But that's it for the valley, so let's move on to Polis! We came into the week with the knowledge that one or even two major characters would die in the area. The deadpool greatly favored Bellamy to be last man standing, but no one was ready to lose Indra. No one except Octavia, who chooses Bellamy.
Octavia first goes to Indra, begging for help to find a solution that will allow her to maintain absolute control over Wonkru without carrying out the sentence according to Wonkru tradition. Indra points out there's no other way, it's Octavia's own fault, and by the way, I'm going to kill your brother first, so my daughter is certain to survive, so the hell with you.
So Octavia goes to Monty and asks him to convey a message to Bellamy about Indra's weaknesses, and he's like, Nope, this is your fault and your problem, and anyway, you can choose to change your entire plan because of my dope botany skills that will save Wonkru without having to go to war!
Then Octavia gives in and talks to Bellamy herself, and it's one of the greatest scenes of the series. She reminisces about one of the many times he put her safety above all other concerns back on the Ark, and she begs him to kill Indra and Gaia so he can survive. The emotional weight of their relationship is so powerful, so beautifully carried by these two brilliant actors who have built their connection over the past five years. 
Rebuffed by Bellamy, the final rejection, Octavia goes away, slices open her arm in the exact place Bellamy once cut himself to protect her and uses the blood as her warpaint.
It's arena time, and Bellamy holds out as long as he can, trying to be a conscientious objector, but survival instinct kicks in, compelling him to fight back. The battle is intense, and Indra is getting a number of good slashes in, but Gaia changes the game! 

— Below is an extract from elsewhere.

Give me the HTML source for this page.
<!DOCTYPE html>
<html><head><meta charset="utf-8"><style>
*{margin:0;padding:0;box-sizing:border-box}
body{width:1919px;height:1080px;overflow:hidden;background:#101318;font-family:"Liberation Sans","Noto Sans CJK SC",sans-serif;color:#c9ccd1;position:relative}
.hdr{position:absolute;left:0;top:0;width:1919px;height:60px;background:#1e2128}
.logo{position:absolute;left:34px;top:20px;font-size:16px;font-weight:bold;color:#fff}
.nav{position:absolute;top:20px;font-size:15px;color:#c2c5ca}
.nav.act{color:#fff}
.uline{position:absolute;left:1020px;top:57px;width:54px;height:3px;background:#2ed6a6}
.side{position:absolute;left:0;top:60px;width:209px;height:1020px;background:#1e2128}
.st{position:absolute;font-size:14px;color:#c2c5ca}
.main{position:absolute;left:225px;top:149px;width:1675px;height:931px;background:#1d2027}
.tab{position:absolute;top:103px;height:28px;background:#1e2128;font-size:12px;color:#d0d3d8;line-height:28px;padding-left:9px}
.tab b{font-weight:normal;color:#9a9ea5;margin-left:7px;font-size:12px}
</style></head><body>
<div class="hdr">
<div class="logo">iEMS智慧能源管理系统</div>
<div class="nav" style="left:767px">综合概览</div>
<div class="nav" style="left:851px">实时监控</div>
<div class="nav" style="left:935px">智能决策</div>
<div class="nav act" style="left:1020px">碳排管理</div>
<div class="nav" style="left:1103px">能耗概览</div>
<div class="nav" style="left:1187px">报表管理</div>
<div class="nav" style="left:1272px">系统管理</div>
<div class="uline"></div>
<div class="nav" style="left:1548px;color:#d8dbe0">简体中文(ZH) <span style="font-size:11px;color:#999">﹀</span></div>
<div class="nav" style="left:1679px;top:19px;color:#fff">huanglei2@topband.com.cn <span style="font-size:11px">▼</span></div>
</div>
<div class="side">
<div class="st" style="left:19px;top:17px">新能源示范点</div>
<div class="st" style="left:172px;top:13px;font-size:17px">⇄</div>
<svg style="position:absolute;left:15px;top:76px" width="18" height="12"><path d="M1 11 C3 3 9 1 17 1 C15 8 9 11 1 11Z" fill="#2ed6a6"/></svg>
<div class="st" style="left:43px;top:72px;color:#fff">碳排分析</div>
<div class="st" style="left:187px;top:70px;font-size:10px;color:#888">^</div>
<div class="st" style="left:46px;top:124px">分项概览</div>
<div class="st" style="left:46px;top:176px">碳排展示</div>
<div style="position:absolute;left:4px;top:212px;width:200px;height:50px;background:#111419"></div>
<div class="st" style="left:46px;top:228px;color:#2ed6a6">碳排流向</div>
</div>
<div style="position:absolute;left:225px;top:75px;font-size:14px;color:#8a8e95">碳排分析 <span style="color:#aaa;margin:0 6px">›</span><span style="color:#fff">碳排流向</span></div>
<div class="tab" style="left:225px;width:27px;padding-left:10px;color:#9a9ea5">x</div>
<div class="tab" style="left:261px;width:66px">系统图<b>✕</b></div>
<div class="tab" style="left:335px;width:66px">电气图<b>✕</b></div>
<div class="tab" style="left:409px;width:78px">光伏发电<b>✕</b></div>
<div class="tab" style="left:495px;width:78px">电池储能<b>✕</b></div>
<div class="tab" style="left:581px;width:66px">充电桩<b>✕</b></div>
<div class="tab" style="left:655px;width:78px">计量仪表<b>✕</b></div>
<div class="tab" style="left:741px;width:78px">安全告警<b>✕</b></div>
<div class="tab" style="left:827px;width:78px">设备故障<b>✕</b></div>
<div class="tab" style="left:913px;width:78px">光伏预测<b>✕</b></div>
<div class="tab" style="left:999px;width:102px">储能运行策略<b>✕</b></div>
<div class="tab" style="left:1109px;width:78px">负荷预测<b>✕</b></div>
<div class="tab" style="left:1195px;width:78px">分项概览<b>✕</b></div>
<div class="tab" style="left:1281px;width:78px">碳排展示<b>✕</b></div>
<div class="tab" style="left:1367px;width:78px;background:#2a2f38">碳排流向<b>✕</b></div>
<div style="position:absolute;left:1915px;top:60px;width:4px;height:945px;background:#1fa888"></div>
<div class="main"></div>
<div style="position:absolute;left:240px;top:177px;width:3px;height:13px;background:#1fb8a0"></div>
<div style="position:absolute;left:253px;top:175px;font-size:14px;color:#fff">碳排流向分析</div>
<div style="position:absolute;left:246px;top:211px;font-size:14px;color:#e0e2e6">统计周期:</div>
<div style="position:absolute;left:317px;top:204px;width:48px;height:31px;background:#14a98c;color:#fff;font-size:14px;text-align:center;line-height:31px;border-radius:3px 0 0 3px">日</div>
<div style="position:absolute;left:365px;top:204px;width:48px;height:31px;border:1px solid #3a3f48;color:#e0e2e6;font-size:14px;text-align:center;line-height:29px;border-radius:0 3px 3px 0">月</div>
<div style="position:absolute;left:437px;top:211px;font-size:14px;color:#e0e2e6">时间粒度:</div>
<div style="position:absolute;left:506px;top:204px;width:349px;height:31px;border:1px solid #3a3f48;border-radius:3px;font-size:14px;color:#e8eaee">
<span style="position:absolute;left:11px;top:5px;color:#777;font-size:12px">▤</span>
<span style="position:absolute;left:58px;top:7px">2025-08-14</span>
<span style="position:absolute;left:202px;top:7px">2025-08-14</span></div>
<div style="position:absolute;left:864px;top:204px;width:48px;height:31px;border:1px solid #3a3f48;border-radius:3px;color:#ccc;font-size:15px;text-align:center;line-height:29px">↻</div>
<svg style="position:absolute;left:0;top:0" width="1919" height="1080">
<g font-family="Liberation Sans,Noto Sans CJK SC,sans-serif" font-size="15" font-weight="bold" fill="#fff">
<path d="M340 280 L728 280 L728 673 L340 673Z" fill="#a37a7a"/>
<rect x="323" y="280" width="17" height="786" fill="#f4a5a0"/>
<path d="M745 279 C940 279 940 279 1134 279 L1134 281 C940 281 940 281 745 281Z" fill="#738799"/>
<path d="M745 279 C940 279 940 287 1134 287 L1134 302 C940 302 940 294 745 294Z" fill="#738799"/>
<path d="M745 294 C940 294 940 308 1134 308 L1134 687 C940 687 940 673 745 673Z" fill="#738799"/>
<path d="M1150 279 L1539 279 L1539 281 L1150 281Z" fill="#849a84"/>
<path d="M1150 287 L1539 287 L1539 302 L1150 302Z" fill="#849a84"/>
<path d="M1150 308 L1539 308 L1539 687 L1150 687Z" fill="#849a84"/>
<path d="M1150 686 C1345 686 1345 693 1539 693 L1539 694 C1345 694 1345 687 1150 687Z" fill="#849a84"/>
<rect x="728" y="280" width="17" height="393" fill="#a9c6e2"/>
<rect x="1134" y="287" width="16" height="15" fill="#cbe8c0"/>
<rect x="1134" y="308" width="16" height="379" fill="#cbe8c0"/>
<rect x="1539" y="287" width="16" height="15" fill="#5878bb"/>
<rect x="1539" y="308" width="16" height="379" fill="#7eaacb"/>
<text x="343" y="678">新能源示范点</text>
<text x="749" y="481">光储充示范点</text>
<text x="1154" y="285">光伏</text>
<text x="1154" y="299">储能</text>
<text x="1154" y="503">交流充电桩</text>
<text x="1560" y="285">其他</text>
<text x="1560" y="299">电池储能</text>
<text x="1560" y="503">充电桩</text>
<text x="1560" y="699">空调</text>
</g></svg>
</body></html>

Gaia picks up a spear and prays to the spirit of the Commander as she hurls it straight at Octavia! Bellamy's instinct to protect his sister is ever-powerful, and he knocks Gaia off balance, causing her aim to go foul.
In this moment, Octavia has the opportunity to end the fight, execute Gaia for attempted regicide, and pardon Bellamy for his act of saving her life, then exile Indra because she'd definitely never forgive Gaia's death...but of course, that's not what happens. Octavia just pretends not to be rattled by this near-death moment, tosses the spear back into the arena, and commands the fight to continue.
But here comes Monty, the hero we needed, the hero we deserve! He bursts into the arena with proof of his success growing new plants, and he announces to Wonkru that Octavia is lying to them! They don't have to go to war--it's not their only chance at survival, and she knows it because he's shown her how he's revived the hydrofarm! They could stay and survive and use the same technique to recultivate the land outside over time. 
This revelation is all Wonkru needed to turn against their Red Queen (many of them were at the tipping point anyway, because they wanted their new true Commander to take her place!). Monty and Bellamy are heady with the joy of stopping this nightmare, but they quickly grow worried when no one knows where Octavia has disappeared to.
Their search is short-lived because a fire alarm tells them exactly where she is and what she's done. She's set the hydrofarm ablaze, destroying any hope for the future that didn't involve following her into war. Even Miller looks disillusioned with her now.
But hey, it worked...for her selfish purposes. She has deprived them of any other option besides carrying out her initial plan. The rations they have now are the last food they will ever have unless they can take the valley. 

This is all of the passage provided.